Es kann somit festgestellt werden, daß die Restrukturierung der verwendeten Finanzprodukte auch für einen risikobewußten kommunalen Leasingnehmer eine attraktive Gestaltungsform sein kann.

III. Ausgestaltung und Verfahrensweise

Die Restrukturierung kann dadurch erfolgen, daß bestehende Defeasanceprodukte durch die neue Finanzierung ersetzt werden. Dies erfordert die vorzeitige Beendigung der Vereinbarungen mit den Banken, den Verkauf von etwaigen Wertpapieren zum besten Zeitpunkt und die Vereinbarung einer neuen Defeasance. Hierzu bedarf es regelmäßig der Einbeziehung der Vertragspartner aus dem Leasinggeschäft und oftmals deren ausdrücklicher Zustimmung. Ob der U.S. Investor, der die eigenen Steuervorteile bereits verloren hat, den Weg für einen Zusatzertrag seines deutschen Vertragspartners frei macht, wird in vielen Fällen zweifelhaft sein. Der Austausch einer Defeasance-Bank kann weitere Folgewirkungen haben, z.B. durch das Erfordernis zum gleichzeitigen Austausch einer Darlehensbank.

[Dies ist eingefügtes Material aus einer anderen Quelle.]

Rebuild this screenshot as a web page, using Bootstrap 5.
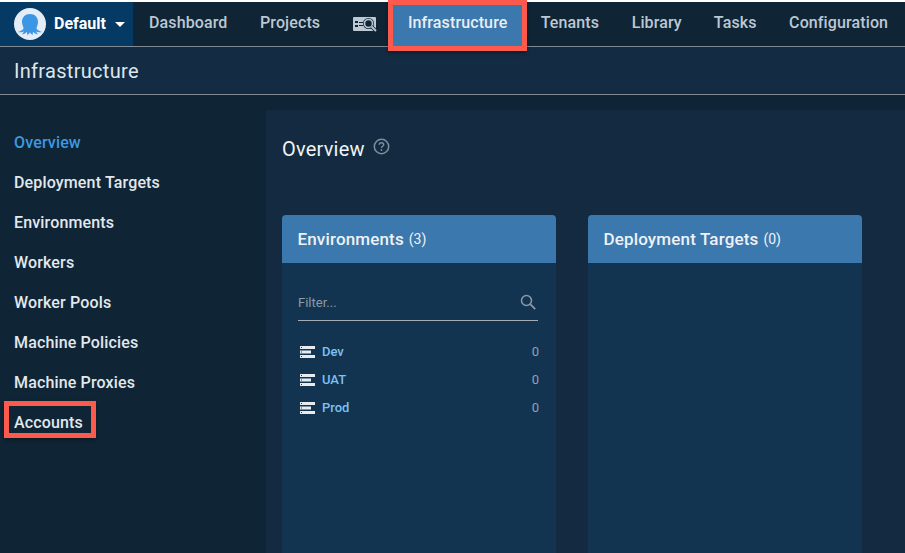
<!DOCTYPE html>
<html lang="en">
<head>
  <meta charset="UTF-8">
  <title>Infrastructure</title>
  <link href="https://cdn.jsdelivr.net/npm/bootstrap@5.3.2/dist/css/bootstrap.min.css" rel="stylesheet">
  <style>
    html, body { height: 100%; overflow: hidden; }
    body { background: #0f2535; font-family: Roboto, "Liberation Sans", sans-serif; color: #e8edf2; padding-top: 2px; box-shadow: inset 0 2px 0 #fff; }
    .top-bar { height: 45px; border-bottom: 1px solid #7f8a94; background: #0f2535; }
    .space-switch { width: 133px; height: 44px; background: #053a64; padding-left: 14px; color: #fff; font-weight: 700; font-size: 16px; gap: 8px; }
    .caret-down { width: 0; height: 0; margin-left: 1px; border-left: 5px solid transparent; border-right: 5px solid transparent; border-top: 5px solid #fff; }
    .top-link { color: #bcc8d4; font-size: 16px; font-weight: 500; letter-spacing: .12px; text-decoration: none; height: 42px; display: flex; align-items: center; }
    .top-link:hover { color: #fff; }
    .link-dash { margin-left: 16px; }
    .link-proj { margin-left: 32.500px; }
    .link-search { margin-left: 33px; height: 44px; }
    .link-infra { margin-left: 16px; width: 129px; justify-content: center; background: #3b78ad; color: #e8eef4; height: 41px; margin-top: 3px; padding-bottom: 5px; box-shadow: 0 0 0 5px #fb5a4c, 0 2px 4px 5px rgba(0,0,0,.35); position: relative; z-index: 2; }
    .link-ten { margin-left: 18.500px; }
    .link-lib { margin-left: 32.500px; }
    .link-task { margin-left: 32px; }
    .link-conf { margin-left: 32.500px; }
    .sub-head { height: 48px; background: #132c43; border-bottom: 1px solid #7f8a94; padding-left: 14px; font-size: 20px; letter-spacing: .3px; color: #dfe6ec; display: flex; align-items: center; }
    .page-body { height: 458px; }
    .side-menu { width: 266px; flex: none; padding-top: 28px; }
    .side-item { display: block; width: fit-content; margin-left: 14px; height: 40px; line-height: 40px; color: #e2e8ee; font-size: 16px; font-weight: 500; letter-spacing: .15px; text-decoration: none; }
    .side-item.on { color: #3d99e0; }
    .side-item.marked { height: 27px; line-height: 34px; margin: 3px 0 0 9px; padding: 0 7px 0 5px; width: 82px; box-shadow: 0 0 0 5px #fb5a4c, 0 2px 4px 5px rgba(0,0,0,.35); }
    .main-pane { margin-top: 15px; background: #132a40; flex: 1; padding: 0 16px; overflow: hidden; }
    .pane-title { height: 105px; padding-top: 24px; font-size: 20px; letter-spacing: .2px; color: #f0f3f6; gap: 8px; }
    .board { gap: 32px; }
    .env-card { width: 274px; height: 338px; background: #133450; border-radius: 4px 4px 0 0; }
    .env-head { height: 48px; background: #3b78ad; border-radius: 4px 4px 0 0; padding: 1px 0 0 15.500px; font-size: 17px; font-weight: 500; letter-spacing: .15px; color: #eef2f6; display: flex; align-items: center; gap: 5px; }
    .env-head small { font-size: 14px; font-weight: 400; letter-spacing: 0; }
    .filter-box { margin: 26px 18px 0 16px; height: 32px; border-bottom: 1px solid #a3adb6; display: flex; justify-content: space-between; align-items: flex-start; padding-right: 2px; color: #8c9aa8; font-size: 13px; line-height: 27px; }
    .filter-icon { margin-top: 5px; }
    .env-list { margin: 17px 17px 0 18px; }
    .env-row { height: 28px; font-size: 13px; }
    .env-row a { color: #7cc0f5; font-weight: 500; text-decoration: none; margin-left: 7px; }
    .env-row .cnt { margin-left: auto; color: #93a1ae; }
  </style>
</head>
<body>
  <nav class="top-bar d-flex align-items-start">
    <div class="space-switch d-flex align-items-center">
      <svg width="32" height="32" viewBox="0 0 32 32">
        <circle cx="16" cy="16" r="16" fill="#e4edf5"/>
        <path d="M16 6c-5 0-8 3.500-8 8 0 3 1.500 4.500 1.500 6.500 0 1-2.500 2.500-5.500 3.500 2 .500 4.500.200 6-.800-.300 1.200-1 2-2 3 2 .300 3.500-.800 5-2.500.300 1 .300 1.800 0 3 1.500 0 2.300-1 3-2.500.700 1.500 1.500 2.500 3 2.500-.300-1.200-.300-2 0-3 1.500 1.700 3 2.800 5 2.500-1-1-1.700-1.800-2-3 1.500 1 4 1.300 6 .800-3-1-5.500-2.500-5.500-3.500 0-2 1.500-3.500 1.500-6.500 0-4.500-3-8-8-8z" fill="#3b97e3"/>
      </svg>
      <span>Default</span>
      <span class="caret-down"></span>
    </div>
    <a class="top-link link-dash" href="#">Dashboard</a>
    <a class="top-link link-proj" href="#">Projects</a>
    <a class="top-link link-search" href="#">
      <svg width="24" height="16" viewBox="0 0 24 16">
        <rect x="0" y="1" width="23" height="14" rx="1" fill="#bcc8d4"/>
        <path d="M2 5h3v2H2zM2 9h3v2H2zM6 6h4v1H6zM6 9h4v1H6z" fill="#0f2535"/>
        <circle cx="15.500" cy="7.500" r="5.500" fill="#0f2535"/>
        <circle cx="15.500" cy="7.500" r="4" fill="none" stroke="#bcc8d4" stroke-width="1.600"/>
        <path d="M18.500 10.500l4 4" stroke="#0f2535" stroke-width="3.500"/>
        <path d="M18.500 10.500l4.500 4.500" stroke="#bcc8d4" stroke-width="1.800"/>
      </svg>
    </a>
    <a class="top-link link-infra" href="#">Infrastructure</a>
    <a class="top-link link-ten" href="#">Tenants</a>
    <a class="top-link link-lib" href="#">Library</a>
    <a class="top-link link-task" href="#">Tasks</a>
    <a class="top-link link-conf" href="#">Configuration</a>
  </nav>
  <div class="sub-head">Infrastructure</div>
  <div class="page-body d-flex">
    <div class="side-menu">
      <a class="side-item on" href="#">Overview</a>
      <a class="side-item" href="#">Deployment Targets</a>
      <a class="side-item" href="#">Environments</a>
      <a class="side-item" href="#">Workers</a>
      <a class="side-item" href="#">Worker Pools</a>
      <a class="side-item" href="#">Machine Policies</a>
      <a class="side-item" href="#">Machine Proxies</a>
      <a class="side-item marked" href="#">Accounts</a>
    </div>
    <div class="main-pane">
      <div class="pane-title d-flex align-items-start">
        <span>Overview</span>
        <svg class="mt-1" width="17" height="17" viewBox="0 0 17 17">
          <circle cx="8.500" cy="8.500" r="7.200" fill="none" stroke="#7f8f9e" stroke-width="1.500"/>
          <path d="M6.300 6.800c0-1.300 1-2.100 2.200-2.100s2.200.8 2.200 2c0 1.600-2.200 1.600-2.200 3.300" fill="none" stroke="#7f8f9e" stroke-width="1.400"/>
          <circle cx="8.500" cy="12" r=".9" fill="#7f8f9e"/>
        </svg>
      </div>
      <div class="board d-flex">
        <div class="env-card">
          <div class="env-head">Environments <small>(3)</small></div>
          <div class="filter-box">
            <span>Filter...</span>
            <svg width="16" height="16" viewBox="0 0 16 16" class="filter-icon">
              <circle cx="6.500" cy="6.500" r="5" fill="none" stroke="#8c9aa8" stroke-width="1.500"/>
              <path d="M10.200 10.200l5 5" stroke="#8c9aa8" stroke-width="1.700"/>
            </svg>
          </div>
          <div class="env-list">
            <div class="env-row d-flex align-items-center"><svg width="15" height="12" viewBox="0 0 15 12"><path d="M0 0h15v3H0zM0 4.500h11v3H0zM0 9h15v3H0z" fill="#e6ebf0"/><path d="M1 1h1v1H1zM1 5.500h1v1H1zM1 10h1v1H1z" fill="#133450"/></svg><a href="#">Dev</a><span class="cnt">0</span></div>
            <div class="env-row d-flex align-items-center"><svg width="15" height="12" viewBox="0 0 15 12"><path d="M0 0h15v3H0zM0 4.500h11v3H0zM0 9h15v3H0z" fill="#e6ebf0"/><path d="M1 1h1v1H1zM1 5.500h1v1H1zM1 10h1v1H1z" fill="#133450"/></svg><a href="#">UAT</a><span class="cnt">0</span></div>
            <div class="env-row d-flex align-items-center"><svg width="15" height="12" viewBox="0 0 15 12"><path d="M0 0h15v3H0zM0 4.500h11v3H0zM0 9h15v3H0z" fill="#e6ebf0"/><path d="M1 1h1v1H1zM1 5.500h1v1H1zM1 10h1v1H1z" fill="#133450"/></svg><a href="#">Prod</a><span class="cnt">0</span></div>
          </div>
        </div>
        <div class="env-card">
          <div class="env-head">Deployment Targets <small>(0)</small></div>
        </div>
      </div>
    </div>
  </div>
  <script src="https://cdn.jsdelivr.net/npm/bootstrap@5.3.2/dist/js/bootstrap.bundle.min.js"></script>
</body>
</html>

Die Alternative zum physischen Austausch ist die lediglich derivative Gestaltung. Der Abstimmungsbedarf und die Zustimmungsbedürftigkeit werden hierdurch im Regelfall verringert. Durch die Vereinbarung eines Cash Flow Swap Agreements mit einer Bank können die Zahlungsströme der alten und der neuen Finanzierungsstruktur getauscht werden, ohne daß es einer Kündigung von leasingvertraglichen Vereinbarungen bedarf. Die zukünftigen Zahlungen aus der bisherigen Defeasancestruktur werden zur Anschaffung des zusätzlichen Finanzprodukts verwendet, der verbleibende Restbetrag fließt der kommunalen Seite zu.

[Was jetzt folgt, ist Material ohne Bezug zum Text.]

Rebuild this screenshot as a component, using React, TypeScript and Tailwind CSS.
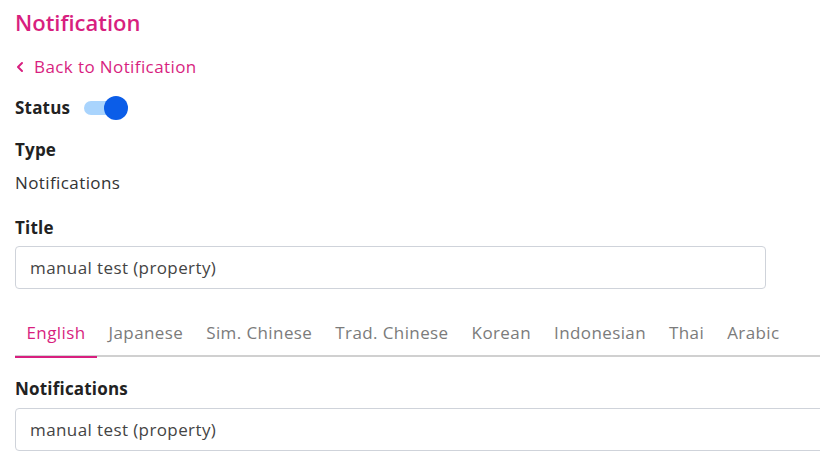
import { ChevronLeft } from 'lucide-react'

const tabs = ['English', 'Japanese', 'Sim. Chinese', 'Trad. Chinese', 'Korean', 'Indonesian', 'Thai', 'Arabic']

export default function App() {
  const active = 'English'

  return (
    <div
      className="w-[820px] h-[461px] overflow-hidden bg-white px-[15px] text-[17px] tracking-[0.4px] text-[#333]"
      style={{ fontFamily: '"Open Sans", "Noto Sans", sans-serif' }}
    >
      <h1 className="mt-[7px] text-[22px] leading-[30px] tracking-normal font-semibold text-[#d81f7f]">Notification</h1>

      <a href="#" className="mt-[18px] -ml-[3px] flex items-center gap-[6px] leading-[24px] text-[#d81f7f]">
        <ChevronLeft size={16} strokeWidth={3} />
        <span>Back to Notification</span>
      </a>

      {/* status */}
      <div className="mt-[17px] flex h-[24px] items-center gap-[14px]">
        <span className="font-bold tracking-[0.2px] text-[#222]">Status</span>
        <div className="relative h-[24px] w-[44px]">
          <div className="absolute left-0 top-[5px] h-[14px] w-[34px] rounded-full bg-[#a9d4fd]" />
          <div className="absolute right-0 top-0 h-[24px] w-[24px] rounded-full bg-[#0b5de8]" />
        </div>
      </div>

      <div className="mt-[18px] leading-[24px] font-bold tracking-[0.2px] text-[#222]">Type</div>
      <div className="mt-[9px] leading-[24px]">Notifications</div>

      <div className="mt-[21px] leading-[24px] font-bold tracking-[0.2px] text-[#222]">Title</div>
      <div className="mt-[6px] flex h-[43px] w-[751px] items-center rounded-[4px] border border-[#cfd3da] px-[14px] text-[#444]">
        manual test (property)
      </div>

      {/* language tabs */}
      <div className="mt-[20px] flex w-[820px] border-b-2 border-[#d0d0d0]">
        {tabs.map((t) => (
          <div
            key={t}
            className={`-mb-[3px] px-[11.5px] pt-[12px] pb-[11px] leading-[24px] ${
              t === active ? 'border-b-[2px] border-[#d81f7f] text-[#d81f7f]' : 'border-b-[2px] border-transparent text-[#7b7b7b]'
            }`}
          >
            {t}
          </div>
        ))}
      </div>

      <div className="mt-[20px] leading-[24px] font-bold tracking-[0.2px] text-[#222]">Notifications</div>
      <div className="mt-[7px] flex h-[43px] w-[830px] items-center rounded-[4px] border border-[#cfd3da] px-[14px] text-[#444]">
        manual test (property)
      </div>
    </div>
  )
}
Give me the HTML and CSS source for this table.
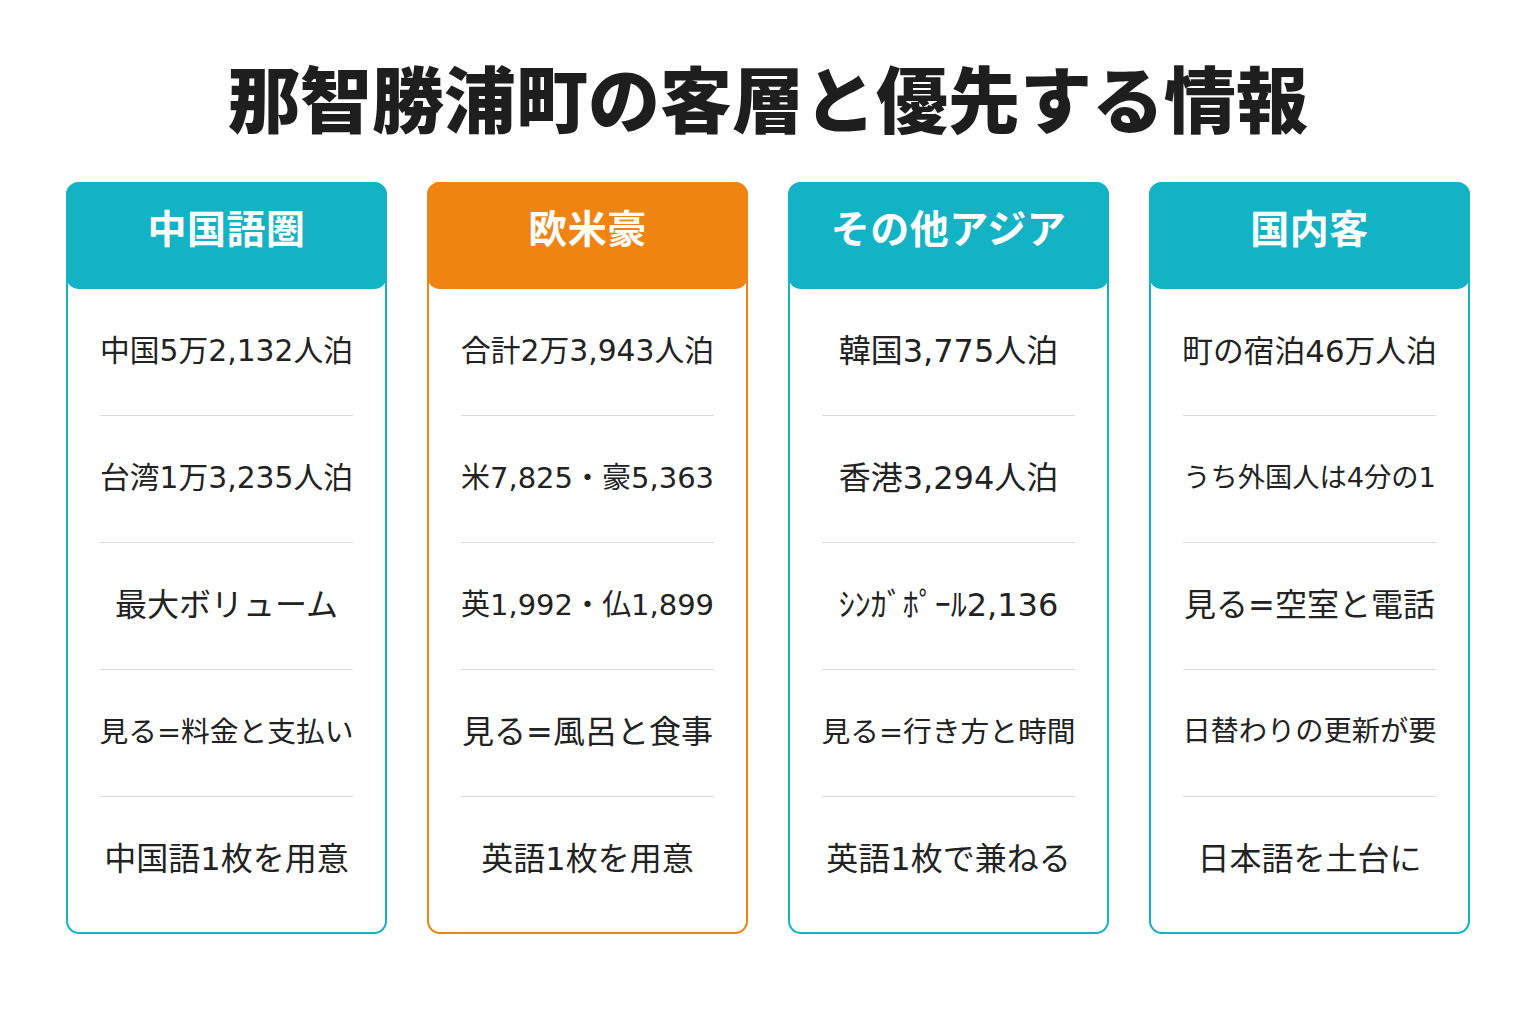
FILE: index.html
```html
<!DOCTYPE html>
<html lang="ja">
<head>
<meta charset="utf-8">
<title>那智勝浦町の客層と優先する情報</title>
<link rel="stylesheet" href="styles.css">
</head>
<body>
<h1 class="title">那智勝浦町の客層と優先する情報</h1>
<div class="cards">
  <section class="card teal">
    <div class="card-head">中国語圏</div>
    <div class="card-body">
      <div class="cell"><span>中国5万2,132人泊</span></div>
      <div class="cell"><span>台湾1万3,235人泊</span></div>
      <div class="cell"><span>最大ボリューム</span></div>
      <div class="cell"><span>見る=料金と支払い</span></div>
      <div class="cell"><span>中国語1枚を用意</span></div>
    </div>
  </section>
  <section class="card orange">
    <div class="card-head">欧米豪</div>
    <div class="card-body">
      <div class="cell"><span>合計2万3,943人泊</span></div>
      <div class="cell"><span>米7,825・豪5,363</span></div>
      <div class="cell"><span>英1,992・仏1,899</span></div>
      <div class="cell"><span>見る=風呂と食事</span></div>
      <div class="cell"><span>英語1枚を用意</span></div>
    </div>
  </section>
  <section class="card teal">
    <div class="card-head">その他アジア</div>
    <div class="card-body">
      <div class="cell"><span>韓国3,775人泊</span></div>
      <div class="cell"><span>香港3,294人泊</span></div>
      <div class="cell"><span>ｼﾝｶﾞﾎﾟｰﾙ2,136</span></div>
      <div class="cell"><span>見る=行き方と時間</span></div>
      <div class="cell"><span>英語1枚で兼ねる</span></div>
    </div>
  </section>
  <section class="card teal">
    <div class="card-head">国内客</div>
    <div class="card-body">
      <div class="cell"><span>町の宿泊46万人泊</span></div>
      <div class="cell"><span>うち外国人は4分の1</span></div>
      <div class="cell"><span>見る=空室と電話</span></div>
      <div class="cell"><span>日替わりの更新が要</span></div>
      <div class="cell"><span>日本語を土台に</span></div>
    </div>
  </section>
</div>
<script src="fit.js"></script>
</body>
</html>
```

FILE: fit.js
```js
document.querySelectorAll('.cell span').forEach(function (s) {
  var size = 32;
  s.style.fontSize = size + 'px';
  while (s.offsetWidth > 254 && size > 10) {
    size -= 0.25;
    s.style.fontSize = size + 'px';
  }
});
```

FILE: styles.css
```css
html, body {
  margin: 0;
  padding: 0;
  background: #ffffff;
}
body {
  width: 1536px;
  height: 1024px;
  font-family: "Noto Sans CJK JP", "Noto Sans", sans-serif;
  color: #222222;
}
.title {
  margin: 0;
  padding-top: 52px;
  height: 122px;
  box-sizing: border-box;
  text-align: center;
  font-size: 72px;
  line-height: 88px;
  font-weight: 900;
  color: #1e1e1e;
}
.cards {
  display: flex;
  gap: 40px;
  padding: 60px 66px 0;
}
.card {
  width: 321px;
  height: 752px;
  box-sizing: border-box;
  border: 2px solid #13b3c5;
  border-radius: 13px;
  display: flex;
  flex-direction: column;
}
.card.orange {
  border-color: #ef8412;
}
.card-head {
  margin: -2px -2px 0;
  height: 107px;
  border-radius: 13px;
  background: #13b3c5;
  color: #ffffff;
  font-size: 39px;
  font-weight: 700;
  display: flex;
  align-items: center;
  justify-content: center;
  padding-bottom: 19px;
  box-sizing: border-box;
  letter-spacing: 0.5px;
}
.orange .card-head {
  background: #ef8412;
}
.card-body {
  display: flex;
  flex-direction: column;
  padding: 0 32px;
}
.cell {
  height: 127px;
  box-sizing: border-box;
  padding-bottom: 2px;
  display: flex;
  align-items: center;
  justify-content: center;
  border-bottom: 1px solid #dcdcdc;
  white-space: nowrap;
}
.cell:last-child {
  border-bottom: none;
}
.cell span {
  font-family: "DejaVu Sans", "Noto Sans CJK JP", sans-serif;
  font-size: 32px;
  line-height: 1.2;
  color: #222222;
  display: inline-block;
}
```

Ein kommunaler Leasingnehmer wird eine derartige Restrukturierung sinnvollerweise nicht ohne Einbeziehung seiner U.S. Anwaltskanzlei durchführen, um die U.S. rechtlichen Anforderungen einzuhalten und die U.S. steuerlichen Zusatzrisiken beurteilen zu können. Weitere Problemfelder sind Fragen der Wirtschaftlichkeit und die deutschsteuerlichen Auswirkungen. Zu berücksichtigen sind daneben die Vorgaben des Vergaberechts sowie die Auswirkungen auf eine vorzeitige Beendigung der Leasingtransaktion. Durch eine bankunabhängige Beratung und ein sachgerechtes Zeit- und Aktionsmanagement kann dennoch sichergestellt werden, daß eine derartige Restrukturierung in einem kompakten Verfahren zu vorteilhaften Ergebnissen führt.